Thursday, December 6, 2012

365 Photo Project :: day 288 december 6 :: Letters to Sabrina

Dear Sabrina...all the things that remind me of you.

Sabrina jewelry 

As I lay holding you in the hospital room a nurse caring for me shared with me how her own daughter died of cancer when she was ten.  She showed me her small delicate earrings and told me of how after her daughter died her sister gave her these earrings and she put them in and wore them every day from that day on.  Abraham heard her share her story and gave me an antique bracelet on the morning of your memorial service. 

December 24 (from Abraham)


Then a month later a package arrived form Mimi with a necklace.  I wore the pink, white, and grey beads on my first morning back to church.  No one said a word to me but I touched the necklace and felt you near.  

January 24  ::  one month (from Mimi)


In February another package arrived with a bracelet from your aunt Susi.  The bracelet went on my wrist and I felt you near.  It was then that I knew what I needed to make it through each month: jewelry to represent each month of that first year.  For me it was a way of recognizing you.   

February 24  ::  two months  (from Susi)


March, April, May rememberances.  I needed these to breathe.  When I stopped at Trader Joe's and the clerk asked where you were, I could look at my bracelet and share that you left us.  
March 24  ::  three months


April  24  ::  four months

May 24  ::  five months


Then June came and six months was hard.  Six months is when I usually have a little cake with six little candles to celebrate the first half birthday.  LeAnn, my little sister, gave me a necklace.  As I got up and faced the day I would wear this necklace and feel you near.  I also felt the love of those who were helping me through this time.  

June 24  ::  six months (from LeAnn)


The next month my sweet and dearest friend purchased a necklace for me.  I know that she loved you so much, as I love each of hers as my own.  With this necklace came many many tears and with tears comes healing.  

July 24  ::  seven months (from Andi)


August 24  ::  eight months

On my birthday Abraham gave me a Sabrina necklace.  He knew I'd especially be missing you on my birthday.  

September  24  ::  nine months (from Abraham)

In October, my sweet friend Kari sent me a necklace with your name.  I wear this one often on my Sabrina days, when my eyes can't stay dry.  

October  24  ::  ten months (from Kari)

Another from Abraham in November.

November 24  ::  eleven months (from Abraham)

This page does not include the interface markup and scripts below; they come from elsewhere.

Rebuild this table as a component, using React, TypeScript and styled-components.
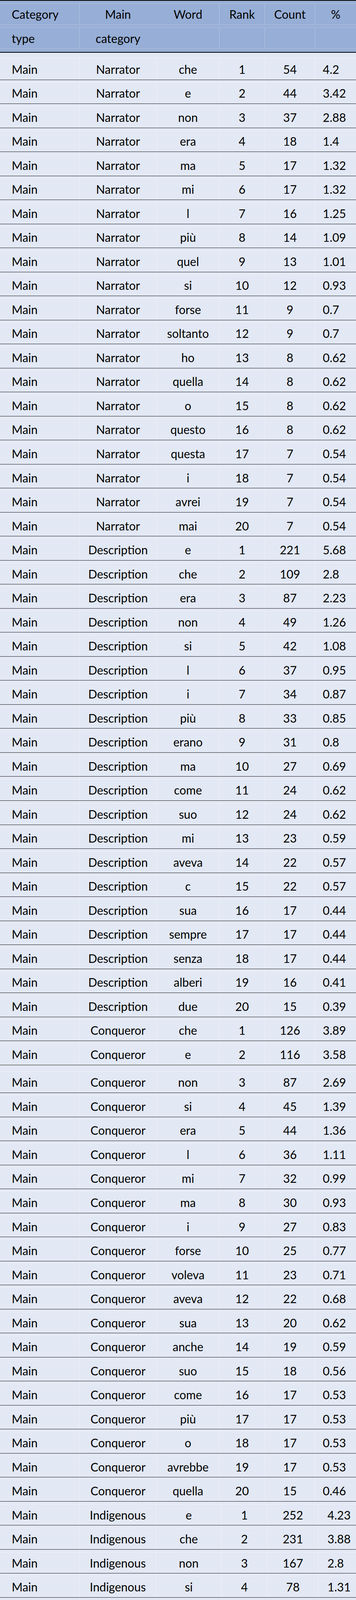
import React from 'react';
import styled, { createGlobalStyle } from 'styled-components';

const GlobalStyle = createGlobalStyle`
  html, body {
    margin: 0;
    padding: 0;
    background: #ffffff;
  }
  body {
    font-family: Lato, 'Open Sans', Arial, sans-serif;
    color: #000;
  }
`;

type Row = [word: string, rank: number, count: number, pct: string];

// column widths (px) taken from the cell rules in the screenshot
const TOP_COLS = '204px 197px 161px 116px 129px 1fr';
const LAST_COLS = '204px 196px 167px 118px 130px 1fr';
const ROW_HEIGHT = 61.53;

const sections: { category: string; cols: string; pctPad: number; rows: Row[] }[] = [
  {
    category: 'Narrator',
    cols: TOP_COLS,
    pctPad: 19,
    rows: [
      ['che', 1, 54, '4.2'], ['e', 2, 44, '3.42'], ['non', 3, 37, '2.88'], ['era', 4, 18, '1.4'],
      ['ma', 5, 17, '1.32'], ['mi', 6, 17, '1.32'], ['l', 7, 16, '1.25'], ['più', 8, 14, '1.09'],
      ['quel', 9, 13, '1.01'], ['si', 10, 12, '0.93'], ['forse', 11, 9, '0.7'], ['soltanto', 12, 9, '0.7'],
      ['ho', 13, 8, '0.62'], ['quella', 14, 8, '0.62'], ['o', 15, 8, '0.62'], ['questo', 16, 8, '0.62'],
      ['questa', 17, 7, '0.54'], ['i', 18, 7, '0.54'], ['avrei', 19, 7, '0.54'], ['mai', 20, 7, '0.54'],
    ],
  },
  {
    category: 'Description',
    cols: TOP_COLS,
    pctPad: 19,
    rows: [
      ['e', 1, 221, '5.68'], ['che', 2, 109, '2.8'], ['era', 3, 87, '2.23'], ['non', 4, 49, '1.26'],
      ['si', 5, 42, '1.08'], ['l', 6, 37, '0.95'], ['i', 7, 34, '0.87'], ['più', 8, 33, '0.85'],
      ['erano', 9, 31, '0.8'], ['ma', 10, 27, '0.69'], ['come', 11, 24, '0.62'], ['suo', 12, 24, '0.62'],
      ['mi', 13, 23, '0.59'], ['aveva', 14, 22, '0.57'], ['c', 15, 22, '0.57'], ['sua', 16, 17, '0.44'],
      ['sempre', 17, 17, '0.44'], ['senza', 18, 17, '0.44'], ['alberi', 19, 16, '0.41'], ['due', 20, 15, '0.39'],
    ],
  },
  {
    category: 'Conqueror',
    cols: TOP_COLS,
    pctPad: 19,
    rows: [
      ['che', 1, 126, '3.89'], ['e', 2, 116, '3.58'], ['non', 3, 87, '2.69'], ['si', 4, 45, '1.39'],
      ['era', 5, 44, '1.36'], ['l', 6, 36, '1.11'], ['mi', 7, 32, '0.99'], ['ma', 8, 30, '0.93'],
      ['i', 9, 27, '0.83'], ['forse', 10, 25, '0.77'], ['voleva', 11, 23, '0.71'], ['aveva', 12, 22, '0.68'],
      ['sua', 13, 20, '0.62'], ['anche', 14, 19, '0.59'], ['suo', 15, 18, '0.56'], ['come', 16, 17, '0.53'],
      ['più', 17, 17, '0.53'], ['o', 18, 17, '0.53'], ['avrebbe', 19, 17, '0.53'], ['quella', 20, 15, '0.46'],
    ],
  },
  {
    category: 'Indigenous',
    cols: LAST_COLS,
    pctPad: 23,
    rows: [
      ['e', 1, 252, '4.23'], ['che', 2, 231, '3.88'], ['non', 3, 167, '2.8'], ['si', 4, 78, '1.31'],
      ['era', 5, 77, '1.29'], ['mi', 6, 69, '1.16'], ['ma', 7, 67, '1.12'], ['l', 8, 61, '1.02'],
      ['aveva', 9, 56, '0.94'], ['forse', 10, 47, '0.79'], ['come', 11, 47, '0.79'], ['se', 12, 40, '0.67'],
      ['suo', 13, 39, '0.65'], ['perché', 14, 39, '0.65'], ['senza', 15, 38, '0.64'], ['i', 16, 38, '0.64'],
      ['più', 17, 38, '0.64'], ['johannes', 18, 38, '0.64'], ['mia', 19, 34, '0.57'], ['sua', 20, 34, '0.57'],
    ],
  },
];

const Table = styled.div`
  width: 911px;
  font-family: Lato, 'Open Sans', Arial, sans-serif;
  font-size: 30px;
  line-height: 1;
  color: #000;
`;

const Head = styled.div`
  background: #97aed6;
  border-top: 2px solid #000;
  border-bottom: 2px solid #000;
  padding: 6px 0 8px;
  display: flex;
  flex-direction: column;
  gap: 6px;
`;

const HeadRow = styled.div<{ $h: number }>`
  display: grid;
  grid-template-columns: ${TOP_COLS};
  height: ${({ $h }) => $h}px;
  box-sizing: border-box;
  border-top: 1px solid rgba(255, 255, 255, 0.28);
  border-bottom: 1px solid rgba(255, 255, 255, 0.28);
`;

const HeadCell = styled.div<{ $left?: boolean; $noRule?: boolean }>`
  display: flex;
  align-items: center;
  justify-content: ${({ $left }) => ($left ? 'flex-start' : 'center')};
  padding-left: ${({ $left }) => ($left ? '30px' : '0')};
  border-right: 1px solid
    ${({ $noRule }) => ($noRule ? 'transparent' : 'rgba(255, 255, 255, 0.28)')};
  &:last-child {
    border-right: none;
  }
`;

const Body = styled.div`
  background: #e2e8f4;
  border-bottom: 1px solid #000;
`;

const BodyRow = styled.div<{ $extra: number }>`
  height: ${({ $extra }) => ROW_HEIGHT + $extra}px;
  box-sizing: border-box;
  padding-top: ${({ $extra }) => 6 + $extra}px;
  border-bottom: 1px solid #1e1e1e;
  display: flex;
  overflow: hidden;
`;

const Cells = styled.div<{ $cols: string }>`
  flex: 1;
  display: grid;
  grid-template-columns: ${({ $cols }) => $cols};
  border-top: 1px solid rgba(255, 255, 255, 0.45);
`;

const Cell = styled.div<{ $align: 'left' | 'center' | 'pct'; $pad?: number }>`
  display: flex;
  align-items: center;
  justify-content: ${({ $align }) => ($align === 'center' ? 'center' : 'flex-start')};
  padding-left: ${({ $align, $pad }) =>
    $align === 'left' ? '30px' : $align === 'pct' ? `${$pad ?? 19}px` : '0'};
  border-right: 1px solid rgba(255, 255, 255, 0.45);
  white-space: nowrap;
  &:last-child {
    border-right: none;
  }
`;

export default function App() {
  return (
    <>
      <GlobalStyle />
      <Table>
        <Head>
          <HeadRow $h={56}>
            <HeadCell $left>Category</HeadCell>
            <HeadCell $noRule>Main</HeadCell>
            <HeadCell>Word</HeadCell>
            <HeadCell>Rank</HeadCell>
            <HeadCell>Count</HeadCell>
            <HeadCell>%</HeadCell>
          </HeadRow>
          <HeadRow $h={55}>
            <HeadCell $left>type</HeadCell>
            <HeadCell $noRule>category</HeadCell>
            <HeadCell />
            <HeadCell />
            <HeadCell />
            <HeadCell />
          </HeadRow>
        </Head>
        <Body>
          {sections.map((s, si) =>
            s.rows.map(([word, rank, count, pct], ri) => {
              let extra = 0;
              if (si === 0 && ri === 0) extra = 8;
              // small page-break gap in the Conqueror block
              if (s.category === 'Conqueror' && ri === 2) extra = 10;
              return (
                <BodyRow key={`${s.category}-${rank}`} $extra={extra}>
                  <Cells $cols={s.cols}>
                    <Cell $align="left">Main</Cell>
                    <Cell $align="center">{s.category}</Cell>
                    <Cell $align="center">{word}</Cell>
                    <Cell $align="center">{rank}</Cell>
                    <Cell $align="center">{count}</Cell>
                    <Cell $align="pct" $pad={s.pctPad}>
                      {pct}
                    </Cell>
                  </Cells>
                </BodyRow>
              );
            })
          )}
        </Body>
      </Table>
    </>
  );
}
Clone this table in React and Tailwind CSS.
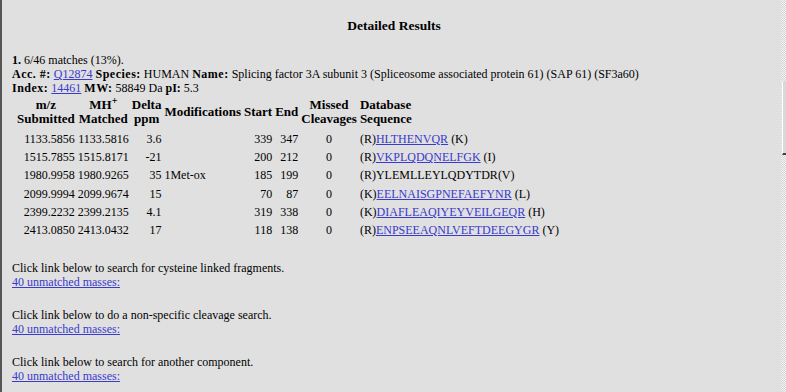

A special package from New York arrived on Christmas Eve, your first birthday.  I tried to be so brave, but inside everything was falling.  I opened the most beautiful package from my sister and inside a necklace.  I put the necklace around my neck and you filled my heart.  

December  24  ::  twelve months (from Anne)

Daddy gave me my last in a package under the tree.  Wrapped in green tissue paper was my Sabrina necklace.  

December  25  ::  first christmas (from Abraham)


On the 24th of each month friends across the states sent me messages of comfort.  The kids often asked, "how old would Sabrina be now? What would she look like?  What would she be doing?"  At first it was hard to hear their questions and answer them, but eventually they became part of our life.  I'd tell them how old you'd be, and show them pictures of them at that age and then we'd talk about what you would be like.  After awhile we started imagining what you were like in heaven.  It was as though we were watching you grow.  You have been a part of our breakfast conversations and often led to laughter as we pictured you crawling with Jesus chasing after you surrounded by all those who've received God's amazing grace.  God so freely gave his son, so that we could have life, so that you my sweet baby could have life!

Oh how I miss you my little one, I wear my Sabrina treasures and know you are near.